Maintenance Required - with Mierle Laderman Ukeles

Curated by Curatorial Fellows of the Whitney Museum Independent Study Program Nina Horisaki-Christens, Andrea Neustein, Victoria Rogers, and Jason Waite.

Opening Reception
Thursday, May 30, 5–8 pm

Photo: Mierle Laderman Ukeles, Touch Sanitation Performance: Sweep 7, Staten Island, 6:00 a.m. Roll Call, 1979–80. Citywide performance with 8,500 New York City sanitation workers. 
Courtesy of Ronald Feldman Fine Arts.

Maintenance Required examines the large-scale systems that construct our daily lives through an investigation of the diversity of maintenance tasks. 

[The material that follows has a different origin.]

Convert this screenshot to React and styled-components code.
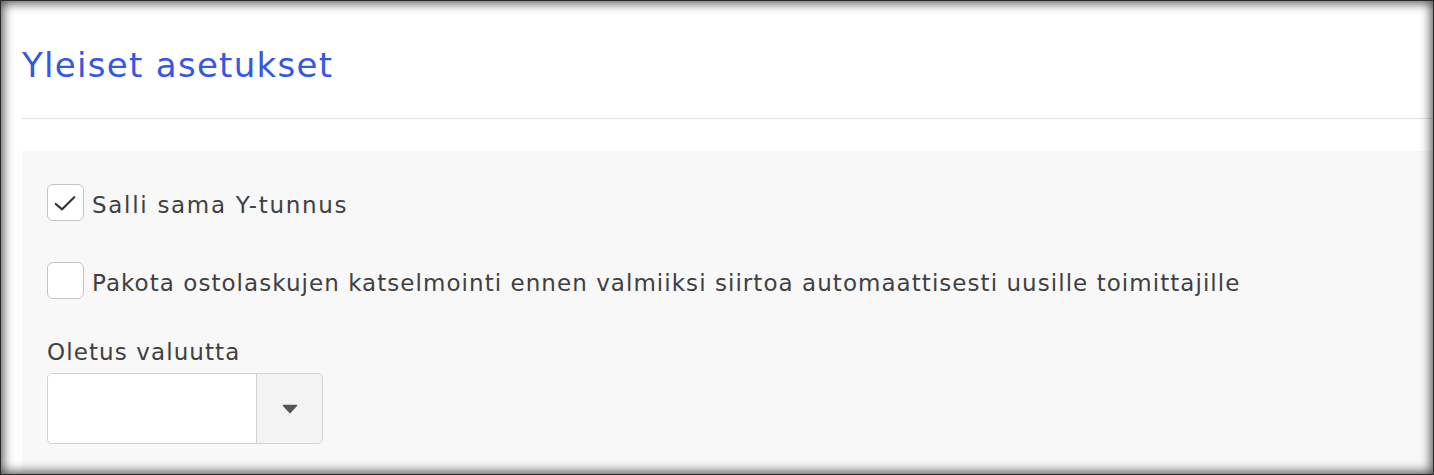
import React, { useState } from "react";
import styled, { createGlobalStyle } from "styled-components";

const Global = createGlobalStyle`
  html, body { margin: 0; padding: 0; background: #fff; }
  body { font-family: "DejaVu Sans", "Open Sans", sans-serif; }
  * { box-sizing: border-box; }
`;

const Frame = styled.div`
  position: relative;
  width: 1434px;
  height: 475px;
  overflow: hidden;
  background: #fff;
  padding-left: 22px;
  &::after {
    content: "";
    position: absolute;
    inset: 0;
    pointer-events: none;
    box-shadow: inset 0 0 0 1px #2a2a2a, inset 0 0 11px 3px rgba(0, 0, 0, 0.7);
  }
`;

const Header = styled.div`
  height: 119px;
  border-bottom: 1px solid #e2e2e2;
  display: flex;
  align-items: flex-start;
  padding-top: 41px;
`;

const Title = styled.h1`
  margin: 0;
  font-size: 34px;
  font-weight: 400;
  line-height: 48px;
  letter-spacing: 1.3px;
  color: #3457e5;
`;

const Panel = styled.div`
  margin-top: 32px;
  background: #f8f8f8;
  height: 400px;
  padding: 33px 25px;
  display: flex;
  flex-direction: column;
`;

const CheckRow = styled.label`
  display: flex;
  align-items: center;
  gap: 8px;
  margin-bottom: ${(p) => p.$mb}px;
  cursor: pointer;
`;

const Box = styled.span`
  width: 37px;
  height: 37px;
  border: 1.5px solid #c4c4c4;
  border-radius: 6px;
  background: #fff;
  display: flex;
  align-items: center;
  justify-content: center;
  flex-shrink: 0;
`;

const Text = styled.span`
  font-size: 23px;
  color: #404040;
  line-height: 30px;
  margin-top: 4px;
  letter-spacing: ${(p) => p.$ls ?? 1}px;
  white-space: nowrap;
`;

const FieldLabel = styled.div`
  font-size: 23px;
  color: #404040;
  line-height: 30px;
  letter-spacing: 1.1px;
  margin-bottom: 6px;
`;

const Select = styled.div`
  width: 276px;
  height: 71px;
  border: 1.5px solid #d2d2d2;
  border-radius: 5px;
  background: #fff;
  display: flex;
  overflow: hidden;
`;

const SelectValue = styled.div`
  flex: 1;
`;

const SelectArrow = styled.div`
  width: 66px;
  border-left: 1.5px solid #d2d2d2;
  background: #f3f3f3;
  display: flex;
  align-items: center;
  justify-content: center;
`;

function Checkbox({ checked, onToggle }) {
  return (
    <Box onClick={onToggle}>
      {checked && (
        <svg width="36" height="36" viewBox="0 0 36 36">
          <path d="M8 19 L14.5 24.5 L27 12" fill="none" stroke="#333" strokeWidth="2.2" strokeLinecap="round" strokeLinejoin="round" />
        </svg>
      )}
    </Box>
  );
}

export default function App() {
  const [a, setA] = useState(true);
  const [b, setB] = useState(false);
  return (
    <>
      <Global />
      <Frame>
        <Header>
          <Title>Yleiset asetukset</Title>
        </Header>
        <Panel>
          <CheckRow $mb={41}>
            <Checkbox checked={a} onToggle={() => setA(!a)} />
            <Text $ls={1.7}>Salli sama Y-tunnus</Text>
          </CheckRow>
          <CheckRow $mb={38}>
            <Checkbox checked={b} onToggle={() => setB(!b)} />
            <Text $ls={1.05}>Pakota ostolaskujen katselmointi ennen valmiiksi siirtoa automaattisesti uusille toimittajille</Text>
          </CheckRow>
          <FieldLabel>Oletus valuutta</FieldLabel>
          <Select>
            <SelectValue />
            <SelectArrow>
              <svg width="16" height="10" viewBox="0 0 16 10">
                <path d="M1.5 1.5 H14.5 L8 8.5 Z" fill="#555" stroke="#555" strokeWidth="1.5" strokeLinejoin="round" />
              </svg>
            </SelectArrow>
          </Select>
        </Panel>
      </Frame>
    </>
  );
}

Durational by nature, maintenance networks provide life-perpetuating mechanisms of care, yet these systems have the potential to invisibly direct or limit life’s possibilities, even manifesting as malevolent systems of control. By dismantling our collective blindness toward maintenance activities, we can begin to examine how they condition our lives. Bringing maintenance into view exposes a constantly shifting set of social, political, and affective relations. Acknowledging maintenance systems invites questions about what needs to be maintained and under what conditions that maintenance occurs. 

Taking as an entry point Mierle Laderman Ukeles’ “Manifesto for Maintenance Art” (1969), in which the artist redefines maintenance activities as art, Maintenance Required focuses on artistic practices that frame and critically engage these invisible systems of life support: practices that articulate the paradoxical tensions of large-scale systems of maintenance whose power to sustain life may run parallel to the power to constrain it.

With works by Michael Bramwell, Goldin+Senneby, Ashley Hunt, Masaru Iwai, Yve Laris Cohen, Sam Lewitt, Park McArthur, Salvage Art Institute, Karin Sander, Taryn Simon, Pilvi Takala, and 
Mierle Laderman Ukeles.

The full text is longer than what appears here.